狩猟採集から農耕社会へ


提供: 有限会社 工房 知の匠

文責: 技術顧問 大場 充

更新: 2025年8月17日

あらまし

狩猟採集から農耕社会へ

ネアンデルタール人が約3万年前に絶滅したのに対して、同時代にヨーロッパ大陸に進出していて、人口を増やしていたホモ・サピエンスは、その後も人口を増やし続け、地球上の様々な地域に進出してゆきました。それは、人口の増加に従って、食料となる動物の狩猟数の増加が必要だったからです。そのために、ホモ・サピエンスは、狩猟のための槍や弓などの道具を改良し、矢の先端に取り付ける「矢じり」も、精巧に加工するようになりました。さらに、集団で狩りをする方法も改善を続け、獲物の獲得に成功する確率も向上させました。


図4. ホモ・サピエンスとネアンデルタール人

これらの技術的な進歩は、ホモ・サピエンスの集団の規模が、ネアンデルタール人の集団と比較すると大きく、個々の集団の中においても、分業を進めて、それぞれが個人個人の能力を活かすような仕事をするようにしていたと、考えられています。その意味では、ホモ・サピエンスの集団は、単なる個人の集まりではなく、個人個人の知識や能力を組織化するため、機能的な集団を形成するようになっていたようです。そのことが、ホモ・サピエンスの集団の規模をさらに拡大し、人口増加に寄与していたと推論できます。

それを可能にするためには、ホモ・サピエンスの社会では、ネアンデルタール人の社会よりも、個人の間で、詳細な意思疎通ができる言語が確立されていなければなりません。つまり、その社会における名詞の語彙、特に普通名詞とそれらが意味する概念の多様性、動詞の数、時制を表現するための言語表現方法の確立などです。人骨の化石の研究成果から、ネアンデルタール人の頭蓋骨と、ホモ・サピエンスの頭蓋骨の形状比較では、大脳の機能には著しい違いがなかったとされています。しかし、この2つの人類の大脳の使い方には、違いがあっても、不思議ではありません。言語利用の能力には、ネアンデルタール人とホモ・サピエンスとの間に、著しい違いがあったと考えられます。

今から1万年位前に、現在のトルコ近辺で小麦の栽培が始まり、7千年くらい前には、古代文明の成立に向けた、社会の階層化が始まりました。そして、5千年くらい前には、エジプトやバビロニアに、古代の王国が生まれ始めました。古代エジプトでも、古代バビロニアでも、社会には王権が生まれ、その王権は世襲されるようになりました。
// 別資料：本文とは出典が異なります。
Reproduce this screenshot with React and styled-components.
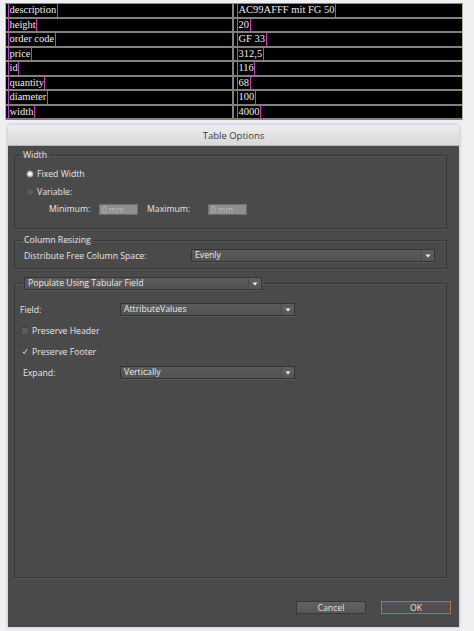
import React from 'react';
import styled, { createGlobalStyle } from 'styled-components';

const Global = createGlobalStyle`
  html, body { margin: 0; padding: 0; background: #f0f0f2; }
  body { width: 474px; height: 631px; overflow: hidden; }
`;

const Page = styled.div`
  display: flex;
  flex-direction: column;
  padding-top: 3px;
`;

const Table = styled.div`
  margin-left: 5px;
  width: 456px;
  display: grid;
  grid-template-columns: 228px 1fr;
  background: #000;
  border: 1px solid #b4b49a;
  border-top-color: #8c8984;
  border-bottom: none;
`;

const Cell = styled.div`
  height: 12.5px;
  border-bottom: 2px solid #84817c;
  padding-left: ${p => (p.$right ? 3 : 2)}px;
  border-right: ${p => (p.$right ? 'none' : '2px solid #84817c')};
  display: flex;
  align-items: stretch;
`;

const Frame = styled.span`
  border-left: 1.5px solid #c23ac6;
  border-right: 1.5px solid #c23ac6;
  padding: 0 0.5px;
  font-family: "Liberation Serif", serif;
  font-size: 10.5px;
  line-height: 12.5px;
  color: #ececec;
  white-space: nowrap;
`;

const Dialog = styled.div`
  margin: 5px 0 0 8px;
  width: 451px;
  height: 502px;
  display: flex;
  flex-direction: column;
  box-shadow: 0 0 3px 1px rgba(160, 140, 200, 0.45);
  border-radius: 4px 4px 0 0;
`;

const TitleBar = styled.div`
  height: 20px;
  flex: none;
  background: linear-gradient(#eeeeee, #d8d8d8);
  border-bottom: 1px solid #b8b8b8;
  border-radius: 4px 4px 0 0;
  display: flex;
  align-items: center;
  justify-content: center;
  font-family: "Open Sans", "DejaVu Sans", sans-serif;
  font-size: 9.5px;
  color: #3a3a3a;
`;

const Body = styled.div`
  flex: 1;
  background: #4a4a4a;
  display: flex;
  flex-direction: column;
  padding: 4px 8px 13px 6px;
  font-family: "Open Sans", "DejaVu Sans", sans-serif;
  font-size: 8.7px;
  color: #e8e8e8;
`;

const Group = styled.fieldset`
  margin: ${p => p.$top}px 4px 0 0;
  padding: 0;
  border: 1px solid #363636;
  box-shadow: 0 1px 0 #575757, inset 0 1px 0 #575757;
  min-width: 0;
  display: flex;
  flex-direction: column;
  ${p => (p.$grow ? 'flex: 1;' : '')}
`;

const Content = styled.div`
  display: flex;
  flex-direction: column;
  padding: ${p => p.$pad};
  gap: ${p => p.$gap || 0}px;
`;

const Legend = styled.legend`
  margin-left: ${p => p.$ml || 6}px;
  padding: 0 2px;
  line-height: 11px;
  color: #e8e8e8;
`;

const Row = styled.div`
  display: flex;
  align-items: center;
  height: ${p => p.$h || 14}px;
  padding-left: ${p => p.$indent || 0}px;
`;

const Radio = styled.span`
  width: 6px;
  height: 6px;
  border-radius: 50%;
  margin-right: 4px;
  flex: none;
  background: ${p => (p.$on ? 'radial-gradient(circle, #ffffff 0 35%, #bdbdbd 45%)' : '#5c5c5c')};
  box-shadow: 0 0 0 0.5px ${p => (p.$on ? '#8a8a8a' : '#3e3e3e')};
`;

const Label = styled.span`
  width: ${p => (p.$w ? `${p.$w}px` : 'auto')};
  padding-left: ${p => p.$pl || 0}px;
  box-sizing: border-box;
  flex: none;
  white-space: nowrap;
`;

const Input = styled.div`
  width: 39px;
  height: 11px;
  flex: none;
  background: #8e8e8e;
  border: 1px solid #6e6e6e;
  box-sizing: border-box;
  color: #b8b8b8;
  font-size: 8.2px;
  line-height: 9px;
  padding-left: 2px;
`;

const Select = styled.div`
  width: ${p => p.$w}px;
  height: 13px;
  flex: none;
  box-sizing: border-box;
  border: 1px solid #343434;
  background: linear-gradient(#5b5b5b, #525252);
  display: flex;
  align-items: center;
  color: #ececec;
  box-shadow: 0 1px 0 #585858;
`;

const SelectText = styled.span`
  flex: 1;
  padding-left: 3px;
  line-height: 11px;
  white-space: nowrap;
  overflow: hidden;
`;

const Arrow = styled.span`
  width: 12px;
  height: 100%;
  flex: none;
  border-left: 1px solid #4a4a4a;
  background: linear-gradient(#5f5f5f, #565656);
  display: flex;
  align-items: center;
  justify-content: center;
`;

const Check = styled.span`
  width: 6px;
  height: 6px;
  flex: none;
  margin: 0 4px 0 2px;
  background: ${p => (p.$on ? 'transparent' : '#5c5c5c')};
  box-shadow: ${p => (p.$on ? 'none' : '0 0 0 0.5px #3c3c3c')};
  display: flex;
  align-items: center;
  justify-content: center;
`;

const Footer = styled.div`
  display: flex;
  justify-content: flex-end;
  gap: 15px;
  margin-top: 23px;
`;

const Button = styled.div`
  width: 70px;
  height: 13px;
  box-sizing: border-box;
  border: 1px solid ${p => (p.$primary ? '#9c7a4c' : '#383838')};
  background: ${p => (p.$primary ? 'linear-gradient(#545454, #4c4c4c)' : 'linear-gradient(#626262, #575757)')};
  display: flex;
  align-items: center;
  justify-content: center;
  color: #e2e2e2;
  font-size: 8.7px;
`;

const ArrowIcon = () => (
  <svg width="6" height="4" viewBox="0 0 6 4">
    <path d="M0.5 0.5 H5.5 L3 3.5 Z" fill="#f2f2f2" />
  </svg>
);

const Dropdown = ({ w, children }) => (
  <Select $w={w}>
    <SelectText>{children}</SelectText>
    <Arrow>
      <ArrowIcon />
    </Arrow>
  </Select>
);

const rows = [
  ['description', 'AC99AFFF mit FG 50'],
  ['height', '20'],
  ['order code', 'GF 33'],
  ['price', '312,5'],
  ['id', '116'],
  ['quantity', '68'],
  ['diameter', '100'],
  ['width', '4000'],
];

export default function App() {
  return (
    <Page>
      <Global />
      <Table>
        {rows.map(([k, v]) => (
          <React.Fragment key={k}>
            <Cell>
              <Frame>{k}</Frame>
            </Cell>
            <Cell $right>
              <Frame>{v}</Frame>
            </Cell>
          </React.Fragment>
        ))}
      </Table>
      <Dialog>
        <TitleBar>Table Options</TitleBar>
        <Body>
          <Group $top={0}>
            <Legend $ml={6}>Width</Legend>
            <Content $pad="6px 0 13px 12px" $gap={4}>
              <Row>
                <Radio $on />
                <Label>Fixed Width</Label>
              </Row>
              <Row>
                <Radio />
                <Label>Variable:</Label>
              </Row>
              <Row $h={12} $indent={22}>
                <Label $w={50}>Minimum:</Label>
                <Input>0 mm</Input>
                <Label $w={70} $pl={9}>Maximum:</Label>
                <Input>0 mm</Input>
              </Row>
            </Content>
          </Group>
          <Group $top={6}>
            <Legend $ml={7}>Column Resizing</Legend>
            <Content $pad="3px 12px 6px 9px">
              <Row $h={13}>
                <Label $w={167}>Distribute Free Column Space:</Label>
                <Dropdown w={244}>Evenly</Dropdown>
              </Row>
            </Content>
          </Group>
          <Group $top={8} $grow>
            <Legend $ml={7}>
              <Dropdown w={238}>Populate Using Tabular Field</Dropdown>
            </Legend>
            <Content $pad="13px 0 0 5px" $gap={8}>
              <Row $h={13}>
                <Label $w={100}>Field:</Label>
                <Dropdown w={175}>AttributeValues</Dropdown>
              </Row>
              <Row $h={13}>
                <Check />
                <Label>Preserve Header</Label>
              </Row>
              <Row $h={13}>
                <Check $on>
                  <svg width="7" height="7" viewBox="0 0 7 7">
                    <path d="M0.8 3.8 L2.6 5.8 L6.2 0.6" fill="none" stroke="#f4f4f4" strokeWidth="1" />
                  </svg>
                </Check>
                <Label>Preserve Footer</Label>
              </Row>
              <Row $h={13} $indent={3}>
                <Label $w={97}>Expand:</Label>
                <Dropdown w={175}>Vertically</Dropdown>
              </Row>
            </Content>
          </Group>
          <Footer>
            <Button>Cancel</Button>
            <Button $primary>OK</Button>
          </Footer>
        </Body>
      </Dialog>
    </Page>
  );
}
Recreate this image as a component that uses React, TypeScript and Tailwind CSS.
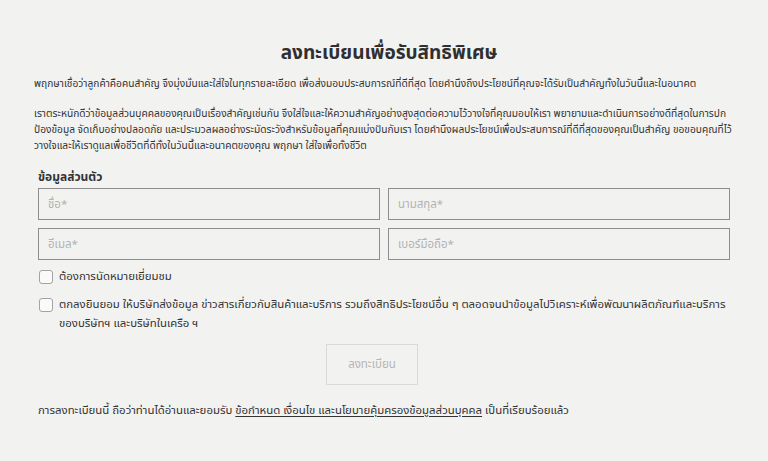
import React from 'react';

const Field: React.FC<{ placeholder: string }> = ({ placeholder }) => (
  <input
    type="text"
    placeholder={placeholder}
    className="h-[32px] w-full border-[1.5px] border-[#8e8e8e] bg-transparent px-[9px] text-[11.5px] text-[#333] placeholder:text-[#b3b3b3] outline-none"
  />
);

const Check: React.FC = () => (
  <span className="mt-[3px] h-[14px] w-[14px] shrink-0 rounded-[3px] border border-[#a3a3a3] bg-[#fafafa]" />
);

const App: React.FC = () => {
  return (
    <div className="min-h-screen bg-[#f2f2f1] font-['Noto_Sans_Thai','Loma','Tahoma','Noto_Sans',sans-serif] text-[#333]">
      <div className="mx-auto w-[700px] pt-[40px]">
        {/* Heading */}
        <h1 className="pl-[10px] text-center text-[19px] font-bold leading-[28px] text-[#2f2f2f]">
          ลงทะเบียนเพื่อรับสิทธิพิเศษ
        </h1>

        <p className="mt-[8px] text-[10.2px] leading-[16px]">
          พฤกษาเชื่อว่าลูกค้าคือคนสำคัญ จึงมุ่งมั่นและใส่ใจในทุกรายละเอียด เพื่อส่งมอบประสบการณ์ที่ดีที่สุด โดยคำนึงถึงประโยชน์ที่คุณจะได้รับเป็นสำคัญทั้งในวันนี้และในอนาคต
        </p>

        <p className="mt-[14px] text-[10.2px] leading-[16px]">
          เราตระหนักดีว่าข้อมูลส่วนบุคคลของคุณเป็นเรื่องสำคัญเช่นกัน จึงใส่ใจและให้ความสำคัญอย่างสูงสุดต่อความไว้วางใจที่คุณมอบให้เรา พยายามและดำเนินการอย่างดีที่สุดในการปก<wbr />ป้องข้อมูล จัดเก็บอย่างปลอดภัย และประมวลผลอย่างระมัดระวังสำหรับข้อมูลที่คุณแบ่งปันกับเรา โดยคำนึงผลประโยชน์เพื่อประสบการณ์ที่ดีที่สุดของคุณเป็นสำคัญ ขอขอบคุณที่ไว้<wbr />วางใจและให้เราดูแลเพื่อชีวิตที่ดีทั้งในวันนี้และอนาคตของคุณ พฤกษา ใส่ใจเพื่อทั้งชีวิต
        </p>

        {/* Form */}
        <form className="px-[4px]">
          <h2 className="mt-[14px] text-[12px] font-bold leading-[18px]">ข้อมูลส่วนตัว</h2>

          <div className="mt-[2px] grid grid-cols-2 gap-x-[8px] gap-y-[8px]">
            <Field placeholder="ชื่อ*" />
            <Field placeholder="นามสกุล*" />
            <Field placeholder="อีเมล*" />
            <Field placeholder="เบอร์มือถือ*" />
          </div>

          <label className="mt-[7px] flex items-start gap-[6px] pl-[1px] text-[11.4px] leading-[20px]">
            <Check />
            <span>ต้องการนัดหมายเยี่ยมชม</span>
          </label>

          <label className="mt-[8px] flex items-start gap-[6px] pl-[1px] text-[11.4px] leading-[19px]">
            <Check />
            <span>
              ตกลงยินยอม ให้บริษัทส่งข้อมูล ข่าวสารเกี่ยวกับสินค้าและบริการ รวมถึงสิทธิประโยชน์อื่น ๆ ตลอดจนนำข้อมูลไปวิเคราะห์เพื่อพัฒนาผลิตภัณฑ์และบริการของบริษัทฯ และบริษัทในเครือ ฯ
            </span>
          </label>

          <button
            type="button"
            className="ml-[288px] mt-[11px] h-[41px] w-[92px] border border-[#d9d9d9] bg-transparent text-[11.5px] text-[#b5b5b5]"
          >
            ลงทะเบียน
          </button>

          <p className="mt-[17px] text-[11.4px] leading-[18px]">
            การลงทะเบียนนี้ ถือว่าท่านได้อ่านและยอมรับ{' '}
            <a className="underline underline-offset-2">ข้อกำหนด เงื่อนไข และนโยบายคุ้มครองข้อมูลส่วนบุคคล</a>{' '}
            เป็นที่เรียบร้อยแล้ว
          </p>
        </form>
      </div>
    </div>
  );
};

export default App;
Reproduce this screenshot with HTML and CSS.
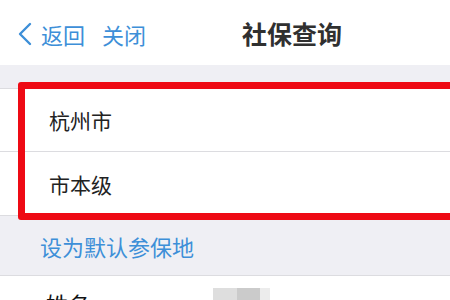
FILE: index.html
```html
<!DOCTYPE html>
<html lang="zh-CN">
<head>
<meta charset="utf-8">
<link rel="stylesheet" href="styles.css">
</head>
<body>
<div class="page">
  <header class="nav">
    <svg class="chev" width="17" height="24" viewBox="0 0 17 24"><path d="M14 2 L4 12 L14 22" fill="none" stroke="#3d8fd8" stroke-width="2.4" stroke-linecap="round" stroke-linejoin="round"/></svg>
    <span class="nav-link back">返回</span>
    <span class="nav-link close">关闭</span>
    <span class="title">社保查询</span>
  </header>
  <div class="gap-top"></div>
  <section class="list">
    <div class="row first">杭州市</div>
    <div class="row">市本级</div>
    <div class="highlight"></div>
  </section>
  <div class="section-action">设为默认参保地</div>
  <section class="list info">
    <div class="row info-row">
      <span class="label">姓名</span>
      <span class="blur"><i class="b1"></i><i class="b2"></i><i class="b3"></i></span>
    </div>
  </section>
</div>
</body>
</html>
```
FILE: styles.css
```css
* { box-sizing: border-box; }
html, body { margin: 0; padding: 0; }
body {
  width: 450px;
  height: 300px;
  overflow: hidden;
  background: #efeff4;
  font-family: "Noto Sans CJK SC", "Noto Sans", sans-serif;
}
.page { position: relative; width: 450px; }
.nav {
  height: 65px;
  background: #fff;
  display: flex;
  align-items: center;
  padding-left: 16px;
  padding-bottom: 0;
}
.chev { flex: none; margin-top: 2px; }
.nav-link {
  color: #3d8fd8;
  font-size: 22px;
  line-height: 1;
  margin-top: 2px;
}
.back { margin-left: 8px; }
.close { margin-left: 17px; }
.title {
  margin-left: 96px;
  font-size: 25px;
  font-weight: 700;
  color: #303030;
  line-height: 1;
  margin-top: 2px;
}
.gap-top { height: 23px; }
.list {
  position: relative;
  background: #fff;
  border-top: 1px solid #dcdce0;
  border-bottom: 1px solid #dcdce0;
}
.row {
  height: 63px;
  display: flex;
  align-items: center;
  padding-left: 49px;
  font-size: 21px;
  color: #222;
}
.row.first { border-bottom: 1px solid #dcdce0; }
.highlight {
  position: absolute;
  left: 18px;
  top: -7px;
  right: -20px;
  bottom: -5px;
  border: 7px solid #ee0a14;
  border-radius: 3px;
}
.section-action {
  height: 59px;
  display: flex;
  align-items: center;
  padding-left: 40px;
  font-size: 22px;
  color: #3d8fd8;
}
.info { border-bottom: none; }
.info-row {
  padding-left: 46px;
  align-items: flex-start;
  padding-top: 16px;
  font-size: 22px;
  color: #111;
}
.label { width: 167px; line-height: 1; }
.blur { display: flex; margin-top: -4px; }
.blur i { display: block; height: 30px; }
.b1 { width: 24px; background: #dedede; }
.b2 { width: 23px; background: #cbcbcb; }
.b3 { width: 10px; background: #ececec; }
```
そらに、それらの社会で、その王権を維持するために、祭祀を営むための神官組織や、戦いのための軍事組織を統率するための将軍らを中心とした集団、そして食物を栽培するための多数の農民、そして奴隷階層から構成される身分階層が、でき上がりました。

古代の社会に身分階層が定着する前、今から1万2千年くらい前、狩猟文化の時代、チグリス・ユーフラテス川の上流の地域に、旧石器文化の巨石文化遺跡が建設されました。最近までの考古学では、「巨大な遺跡は、農耕が始まり、社会の身分階層が確立する前には、建設されない」という定説がありました。しかし、現実には、狩猟採集時代の1万2千年くらい前、既に巨石文化遺跡が、現在のトルコの「ギョベクリテペ」周辺に建設されていました。現在、これらの遺跡は、祭祀のための建造物と考えられています。そして、その周囲には、定住のための住居などの遺跡が発見されていません。遺跡は、特定の期間、人々が集まって、祭祀を行うためだけのものであったと考えられています。


図5. 農耕文化

農耕文化が始まった、初期の社会階層においては、身分は親から子へと世襲される決まりが定められ、古代の階級社会は、安定した社会でした。ただ、国家間の戦いがあったため、ある国の王と、別の国の王が戦うと、国家間の戦争が起こり、戦いに勝った国は、負けた国の領土、人民、食料や財宝などを独占的に獲得しました。古代エジプト王国や古代バビロニア王国が、巨大な王国に成長した理由は、これらの国々が、強大な軍事組織を保持し、他国との戦いに勝ち、領土や人口を増やし、国家全体の富を増やし続けられたからです。